PARTICULARIDADES DE LA MISA DE REQUIEM
Uso de ornamentos Negros
La misa rezada de difuntos llamada también de Requiem a causa de las palabras con que empieza su introito comporta una serie de reglas especiales, a saber :
· Al principio de la misa se omite el salmo Judica me, es decir : después de decir la antífona Introíbo ad altare Dei y la respuesta del ministro, el celebrante prosigue diciendo inmediatamente Adjutorium nostrum in nómine Domini y el resto (Confíteor, etc.) como de ordinario.
· Al comenzar a leer el introito no se santigua sino que apoyando la mano izquierda sobre el altar, con la derecha traza un signo de cruz sobre el misal. Después del versículo del psalmo no dirá Gloria Patri etc. sino que repite directamente el introito: Requiem aeternam etc.
· No se dice el Gloria in excelsis ni tampoco el Alleluia, sino que tras la Epístola se lee el gradual y la prosa o sequencia Dies irae.
· Antes del Evangelio no dice Jube Domine benedícere, ni Dominus sit in corde meo etc. Tampoco se besa el texto del Evangelio al final ni se dice per evangélica dicta etc.
· Al ofertorio no ha de trazar el signo de cruz sobre la vinajera pero sí debe recitar la oración Deus qui humanae substantiae etc. y al final del psalmo Lavabo inter innocentes no dice Gloria Patri etc. ni hace inclinación a la cruz.
· Al Agnus Dei en lugar de miserere nobis el celebrante dirá dona eis réquiem, y en lugar de dona nobis pacem dirá dona eis réquiem sempiternam. Se omiten los tres golpes de pecho, de manera que el celebrante recitará todo el Agnus Dei medianamente inclinado y con las manos juntas ante el pecho, sin apoyarlas sobre el altar.
· Se omite la primera de las oraciones de preparación a la comunión, es decir: la que empieza por Domine Jesu Christe qui dixisti.
· Al final de la misa en lugar de decir Ite Missa est dirá Requiescant in pace pero sin volverse de cara a los fieles sino permaneciendo de cara al altar. Y se responde Amén
Antes, como había más abundancia de clero, había más especialización: unos eran predicadores, otros directores espirituales, otros se dedicaban a la enseñanza... y también había los que se dedicaban sencillamente a administrar los sacramentos y a decir misas, eran los altaristas o curas de misa y olla. Normalmente, por ello, el predicador no era el que presidía u oficiaba la misa, sino que se limitaba a ocupar la "sagrada cátedra" o púlpito.
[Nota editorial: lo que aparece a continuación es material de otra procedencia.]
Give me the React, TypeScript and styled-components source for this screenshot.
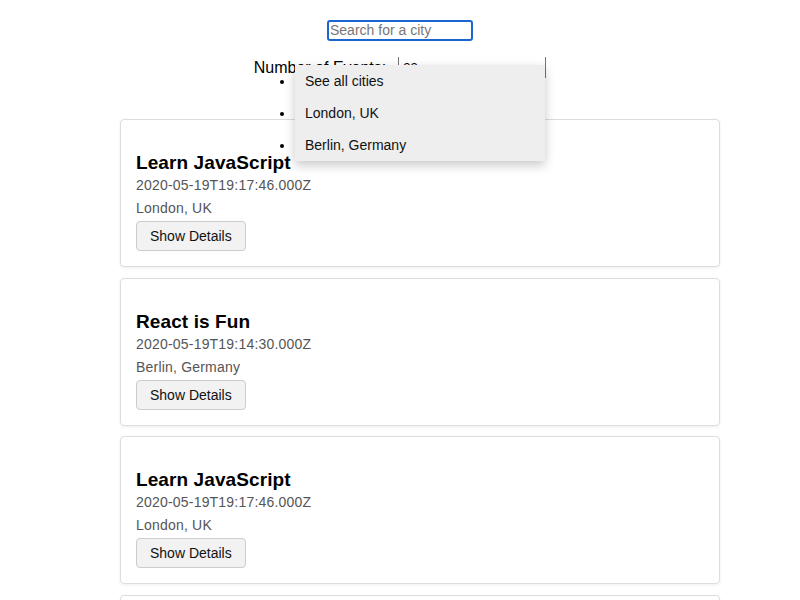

Ordinariamente, el sermón tenía lugar inmediatamente después del Evangelio. Al final de la misa en el caso de las oraciones fúnebres y de sermones extraordinarios, como anuncio de un jubileo o acción de gracias por un suceso.
El hábito del predicador era su hábito religioso en el caso de regulares. En las oraciones fúnebres, según Antoñana, los seculares usaban el negro ordinario sin estola. En los demás casos, si quien predicaba era el celebrante, lo hacía revestido de los ornamentos, cubierta la cabeza, dejando la casulla y el manípulo en la sede, a no ser que predicara en el lado del evangelio, sentado o de pie. Si era otro clérigo, con sobrepelliz y, supuesta costumbre inmemorial con estola con el oficio del día y, en algunos sitios, pluvial.